The precision and athleticism of the dancers under the direction of choreographer and Seattle’s own Spectrum Dance Theater artistic director Donald Byrd are reason enough to attend a performance of the 5th Avenue’s “Oklahoma!”
With resumes that read like a who’s who of contemporary dance (Alvin Ailey, Joffrey Ballet, Dance Theater of Harlem), rarely has such an accomplished group of dancers graced the 5th Avenue’s musical-comedy stage.
Byrd’s embellishment of the original choreography by ballet great Agnes De Mille incorporates African-inspired dance moves into the hoedown dances performed by the multicultural chorus and infuses the iconic dream ballet sequence with enhanced sexuality.
In fact, “Sex and the Prairie” might be an appropriate subtitle for this production of the much-loved Rodgers and Hammerstein classic about the cowboys and farmers who inhabit the Oklahoma territory as it teeters on the brink of statehood. Director Peter Rothstein plays up the sexual undertones for laughs, imbuing teasing cowhand Curly’s (Eric Ankrim) courtship of Laurey (Alexandra Zorn) with undercurrents of sexual repression.

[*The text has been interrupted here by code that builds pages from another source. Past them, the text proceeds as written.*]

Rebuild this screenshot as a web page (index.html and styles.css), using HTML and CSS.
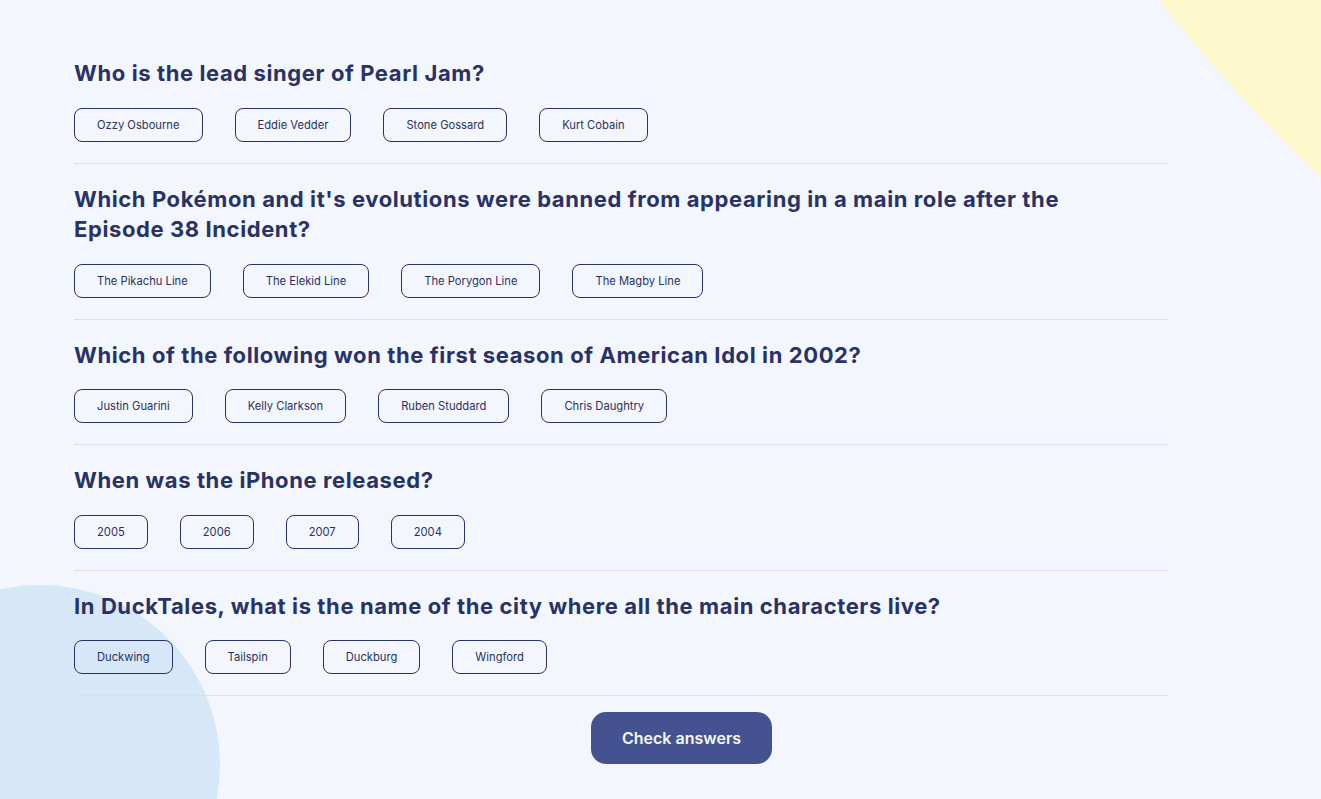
FILE: index.html
```html
<!DOCTYPE html>
<html lang="en">
<head>
<meta charset="utf-8">
<title>Quizzical</title>
<link rel="stylesheet" href="styles.css">
</head>
<body>
<div class="page">
<svg class="blob blob-yellow" width="170" height="190" viewBox="1151 0 170 190" aria-hidden="true">
  <path d="M1160 0 Q1215 75 1321 178 L1321 0 Z" fill="#fef8cd"/>
</svg>
<div class="blob blob-blue" aria-hidden="true"></div>
<main class="quiz">
  <section class="question">
    <h2 class="question-title">Who is the lead singer of Pearl Jam?</h2>
    <div class="answers">
      <button class="answer">Ozzy Osbourne</button>
      <button class="answer">Eddie Vedder</button>
      <button class="answer">Stone Gossard</button>
      <button class="answer">Kurt Cobain</button>
    </div>
  </section>
  <section class="question">
    <h2 class="question-title">Which Pokémon and it's evolutions were banned from appearing in a main role after the Episode 38 Incident?</h2>
    <div class="answers">
      <button class="answer">The Pikachu Line</button>
      <button class="answer">The Elekid Line</button>
      <button class="answer">The Porygon Line</button>
      <button class="answer">The Magby Line</button>
    </div>
  </section>
  <section class="question">
    <h2 class="question-title">Which of the following won the first season of American Idol in 2002?</h2>
    <div class="answers">
      <button class="answer">Justin Guarini</button>
      <button class="answer">Kelly Clarkson</button>
      <button class="answer">Ruben Studdard</button>
      <button class="answer">Chris Daughtry</button>
    </div>
  </section>
  <section class="question">
    <h2 class="question-title">When was the iPhone released?</h2>
    <div class="answers">
      <button class="answer">2005</button>
      <button class="answer">2006</button>
      <button class="answer">2007</button>
      <button class="answer">2004</button>
    </div>
  </section>
  <section class="question">
    <h2 class="question-title">In DuckTales, what is the name of the city where all the main characters live?</h2>
    <div class="answers">
      <button class="answer">Duckwing</button>
      <button class="answer">Tailspin</button>
      <button class="answer">Duckburg</button>
      <button class="answer">Wingford</button>
    </div>
  </section>
  <div class="footer">
    <button class="check">Check answers</button>
  </div>
</main>
</div>
</body>
</html>
```
FILE: styles.css
```css
html, body {
  margin: 0;
  padding: 0;
  overflow: hidden;
}
body {
  background: #f3f6fc;
  font-family: Inter, "Liberation Sans", sans-serif;
  color: #293264;
}
.page {
  position: relative;
  width: 1321px;
  height: 799px;
  overflow: hidden;
}
.blob {
  position: absolute;
  pointer-events: none;
}
.blob-yellow {
  top: 0;
  right: 0;
}
.blob-blue {
  left: -140px;
  top: 585px;
  width: 360px;
  height: 360px;
  border-radius: 50%;
  background: #d6e8f7;
}
.quiz {
  position: relative;
  width: 1094px;
  margin-left: 74px;
  padding-top: 38px;
  display: flex;
  flex-direction: column;
}
.question {
  border-bottom: 1px solid #dbdef0;
  padding-bottom: 21px;
}
.question-title {
  max-width: 1040px;
  margin: 20px 0 19px;
  font-family: Inter, "Liberation Sans", sans-serif;
  font-weight: 700;
  font-size: 22px;
  line-height: 30.5px;
  letter-spacing: 0.6px;
  color: #293264;
}
.answers {
  display: flex;
  gap: 32px;
}
.answer {
  height: 34px;
  padding: 0 22px;
  border: 1px solid #293264;
  border-radius: 8px;
  background: transparent;
  font-family: Inter, "Liberation Sans", sans-serif;
  font-size: 11.2px;
  color: #293264;
}
.footer {
  display: flex;
  padding-top: 16px;
}
.check {
  margin-left: 517px;
  width: 181px;
  height: 52px;
  border: none;
  border-radius: 15px;
  background: #44538f;
  color: #f5f7fb;
  font-family: Inter, "Liberation Sans", sans-serif;
  font-weight: 600;
  font-size: 16px;
}
```
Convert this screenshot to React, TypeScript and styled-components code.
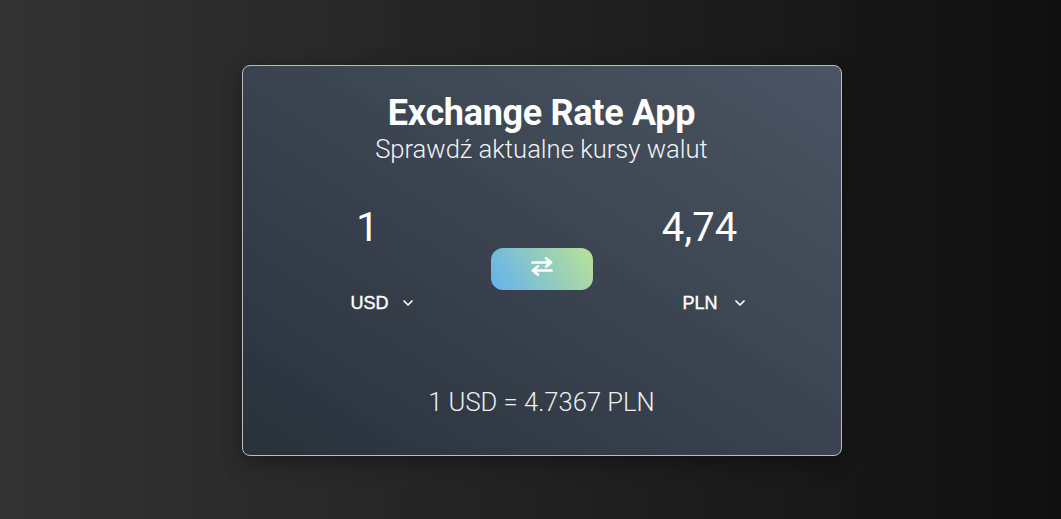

Curly pushes Laurey away whenever their embraces become too intimate.
Will Parker (Matt Owen) can barely contain his passion for naïve, but easy, Ado Annie (Kirsten deLohr Helland), who “…Cain’t Say No” to either Will or itinerant peddler Ali Hakim (Daniel Levine), who democratically shares his passion with all comers.
Meanwhile, the chap-attired cowhands canter across the prairie with pelvic thrusts worthy of Elvis.
All of which makes more jarring the casting of superb baritone and African-American actor Kyle Scatliffe as Jud Fry, the coarse villain of the piece. The cast of the chorus is multicultural, but Scatcliffe is the only African American in an otherwise white cast of actors playing major roles. It’s unclear what Rothstein intended with this casting choice; possibly he is trying to justify Jud’s otherness and ostracism from the community as resulting from racism.
Unfortunately, Jud’s characterization as sexually obsessed (he collects “French postcards”), his sexually needy courtship of Laurey (a virginal, white woman) and his lack of restraint (as opposed to Curly’s aforementioned self-control) feeds racial stereotypes rather than otherwise.
The character of Jud has always been somewhat out of place in the midst of “Oklahoma”’s light-hearted treatment of courtship; making him a victim of racism only makes his character more of an aberration.
Good voice talents
Ample voice talents are on display, well accompanied by a streamlined orchestra conducted by Ian Eisendrath.
Eric Ankrim as Curly does justice to the much loved classics “Oh, What a Beautiful Morning” and “The Surrey with the Fringe on the Top,” and his clear-voiced tenor blends beautifully with Alexandra Zorn’s full-voiced soprano in “People Will Say We’re in Love.”
Kyle Scatcliffe’s heartfelt rendering of “Lonely Room” fills us with pity and fear.
Kirsten deLohr Helland, Daniel Levine and Matt Owen bring comic gusto to the Ado Annie-Will Parker-Ali Hakim love triangle. Other cast notables include Anne Allgood as Aunt Eller and Allen Fitzpatrick as Andrew Carnes.
Matthew Smucker’s set design drops us right into Oklahoma territory with the iconic opening image of a cowboy silhouetted against a wall as the sun rises over the prairie. A wooden frame expands and contracts around the scenery like the fences, both physical and societal, that accompany the arrival of farmers and townsfolk to the beloved open plains of the cowman.
“Oklahoma!” plays through March 4 at the 5th Avenue Theatre.